As you saw when Molina, who came to fight and win the title, caught on that Wilder was a little tentative himself, three things happened – 1) Molina let his hands go and caught Wilder; 2) Wilder was shook pretty good in the third round and was a punch away from being in serious trouble and 3) once Deontay recovered he became over-anxious and wild with his pursuit. And I could add four, stressing how Wilder backed straight up when Molina decided to press him. This is a cardinal sin and stressed not to do because any attacker can move forward faster than anybody can go back. If you doubt that, watch any one of the three historic confrontations between legendary greats Muhammad Ali and “Smokin” Joe Frazier. As fast as Ali was on his feet, Joe had no trouble cornering Ali or trapping him on the ropes when Muhammad went straight back. A fighter should never take more than three steps back and should cut to a side by the third step or he’s going to get nailed and be in a defenseless position.

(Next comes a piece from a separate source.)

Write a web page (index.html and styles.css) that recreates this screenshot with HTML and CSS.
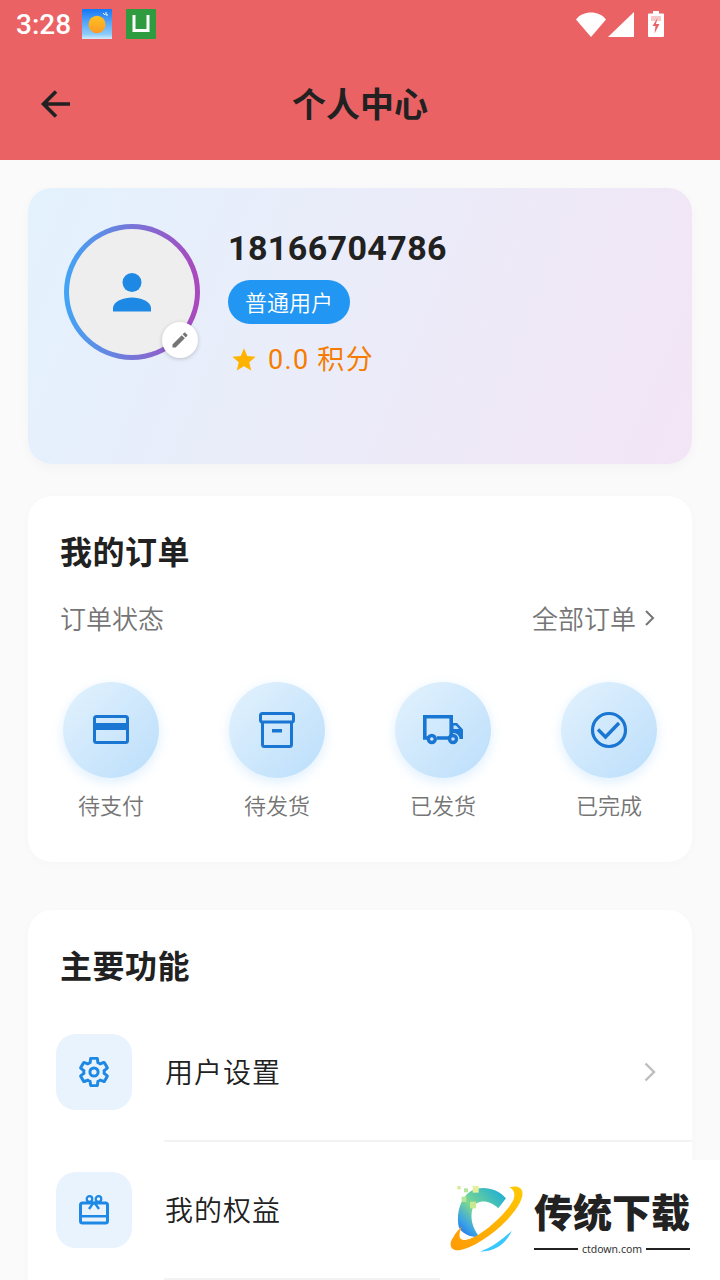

Another thing that stood out to me and will become an issue when Wilder steps up in class is, he doesn’t really try to deceive throwing his big right hand. He jabs, keeps it in the holster as a threat, and then tries to guess when he feels his opponent is most vulnerable to him letting it go. I didn’t see many multiple jabs with commitment and his offense was devoid of body work. The effort to set up the right wasn’t there. Wilder would’ve gone less rounds with Molina most likely if he had gone to the body with his left hook the way Thomas Hearns used to. Then again his trainer Mark Breland, who was a terrific “out” fighter wasn’t much of a body puncher or inside fighter. So I doubt we’ll see Wilder excel in those areas anytime soon.

Having said that, most of the mechanics and unimaginative offense Wilder exhibited against Molina can be addressed and tweaked. He may have 34 professional fights under his belt but he’s only boxed 79 rounds. And in all honesty he’s only really fought four or five opponents who actually got his attention and forced him to fight with a sense of urgency. Wilder has tools and a skill-set to work with, especially if you keep in mind that the heavyweight division in 2015 is nothing close to the baddest block in the neighborhood like it was in the 1970’s and 1990’s. So he cannot be overlooked or dismissed.

What concerns me most about Wilder down the road is his defense and durability regarding his punch resistance. He was shook pretty good by one left hook from Molina in the third round and Eric came real close to removing Wilder’s head from his shoulders with a few beautiful uppercuts that just missed their target. Wilder was also vulnerable up the middle versus Molina. Yes, he recovered from the big left hook in the third round, but I kept thinking what if it was later in the fight… or he was tired? Or what if he had a grinder in front of him like Alexander Povetkin 29-1 (21) – who has been mentioned as his next opponent? Povetkin has only lost once and that was to Wladimir Klitschko, who is no doubt the alpha fighter in the heavyweight division. Klitschko, who is physically bigger and stronger than Wilder, had Povetkin down four times but couldn’t put him away.

I can see Wilder getting out ahead of Povetkin early but being susceptible in the second half of the fight. I’m sure after seeing Wilder fight Molina, Povetkin is confident that he can grind Deontay down and have his way with him later as the bout progresses. And that will make the matchup worth watching, make people want to see if Wilder can improve from what we saw against Molina. As it was mentioned earlier, Wilder can improve his mechanics and fundamentals, something I expect to see when he next fights. However, the chin and durability is a real concern. Having a sturdy chin as a last line of defense is not a luxury fighting in the heavyweight division, it’s a necessity.

Wilder’s stock didn’t drop based off of his showing against Molina, but I doubt it rose. As of this writing, interest in him still remains.

Photo Credit: Stephanie Trapp/SHOWTIME®

Frank Lotierzo can be contacted at



-Kid Blast :

Great stuff Frank. He will have his hands full if he goes after Pov too soon.

-john Burns :

I like your observations on the fight. You are always well reasoned and have keen insight as to the mechanics of boxing. Stay well.

-Radam G :

The pugvine is buzzing about D-Wild pugging with the "Cali Has Been Crushed" Cris Arreola in September. This is a dangerous match. If Cris finds D-Wild's chin: "Goodnight, Sweet Prince!" D-Wild is perpetrating a fraud. And he will be exposed by any lukewarm contender. He has fought too many stiffs, cadavers, marshmallows and tomato cans. They were a waste. He didn't learn Jack. And now, he has taken too many steps back. He loves bragging about having "the title belt that counts the more," in his own word. But he also may be the weakest heavyweight titleholder since Primo Canera. If D-Wild fights and is upset by Cris, Cris will be the millennium "Cinderella Man." Holla!